Supply Chain Management Blog
This blog is dedicated to the Manufacturing and Distribution Industries, it focuses on subjects such as Innovation, Sustainability, Product Development &amp, Engineering, the Supply Chain, Procurement, Supplier Collaboration and a series of new technologies such as Cloud Computing.

The Need for Cloud Aggregation

Last August I described how IT should become the strategic service broker of the enterprise, and in my last posts I highlighted the hybrid model. Hybrid should be taken in two different senses here. First, hybrid as the integration of an environment that, for the forcible future includes both cloud based and traditional applications and services. And second, there are hybrid services, services coming from multiple sources. Users do not care about those nuances and are looking to source their services in a unique way, regardless of the mechanisms used to deliver them. IT is paid to figure that out, not the business.

So, in an ideal world, the users want to have access to a service catalogue, let’s call it an apps store as everybody understands that term, where they can choose the services they require to do their jobs. Whether these are services provided by a legacy SAP environment, or on-line services available in the cloud, it does not matter. For a number of years, enterprises such as HP, have been encapsulating their legacy applications using web application approaches enabling access within their intranet portal. Evolving this technology and combining access to cloud based and legacy functionality in one portal is what aggregation is all about.

Such approach benefits the users first, as it gives them a single place where to find the IT services they need. It also benefits IT, because it now allows IT to migrate their applications without requiring the users to be aware of what they are doing. In the early 2000’s HP developed the MyPIM (My Product Information Management) web application to shield users and suppliers from the consolidation of the master data management environments required after the Compaq merger. It demonstrated how powerful such approach can be if well implemented.

In an analysis of Ray Ozzie’s latest “Dawn of a New Day” post, which I’ll comment on in my next entry, James Urquhart highlights the difference between “moving to” and “building for” the cloud. Taking the approach described above while addressing the need for multiple user interface form factors, addresses in my mind the challenge described by James. Indeed, over the last 10 years, a lot of work has been done to improve the presentation of websites on mobile devices with small form factors. We can learn from that and take advantage of the experience gained to transform the user interfaces of legacy applications into something intuitive and usable by business people.

Most CIO’s have spent large budgets in developing/acquiring key application packages delivering the core operational and financial support needed to run the enterprise. This functionality is required but does not represent a competitive advantage anymore. So companies want to continue use the applications with limited investment. As James Urquhart points out: many legacy applications benefit from migrating to the cloud, not just in a pay per use model (with which the licencing models are typically not compatible) as he mentions, but also through the improved use of the IT infrastructure resulting from virtualization and automation.

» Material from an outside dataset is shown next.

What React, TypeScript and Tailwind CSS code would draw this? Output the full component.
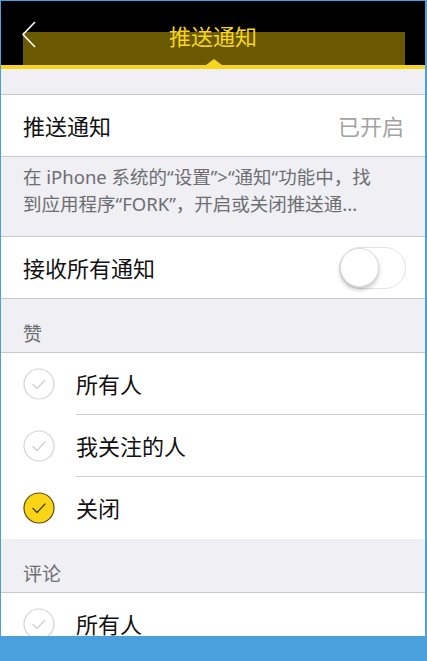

Building on the need to remove complexity from the users, it now becomes important to allow a consistent access to all services provided by IT, regardless of whether they are performed by legacy application, in the private cloud, or sourced from an external provider.

An aggregation platform such as the one originally developed by HP for service providers, is an excellent basis to integrate the web services providing access to the legacy applications, the private cloud services as well as services sourced from the public cloud. CIO’s can now take the role of strategic service broker while modernizing their legacy environment, optimizing the use of their IT assets. They can benefit from a pay-per-use model for infrequently used applications, while this allows them to address the evolving needs of the business, improving its agility and responsiveness.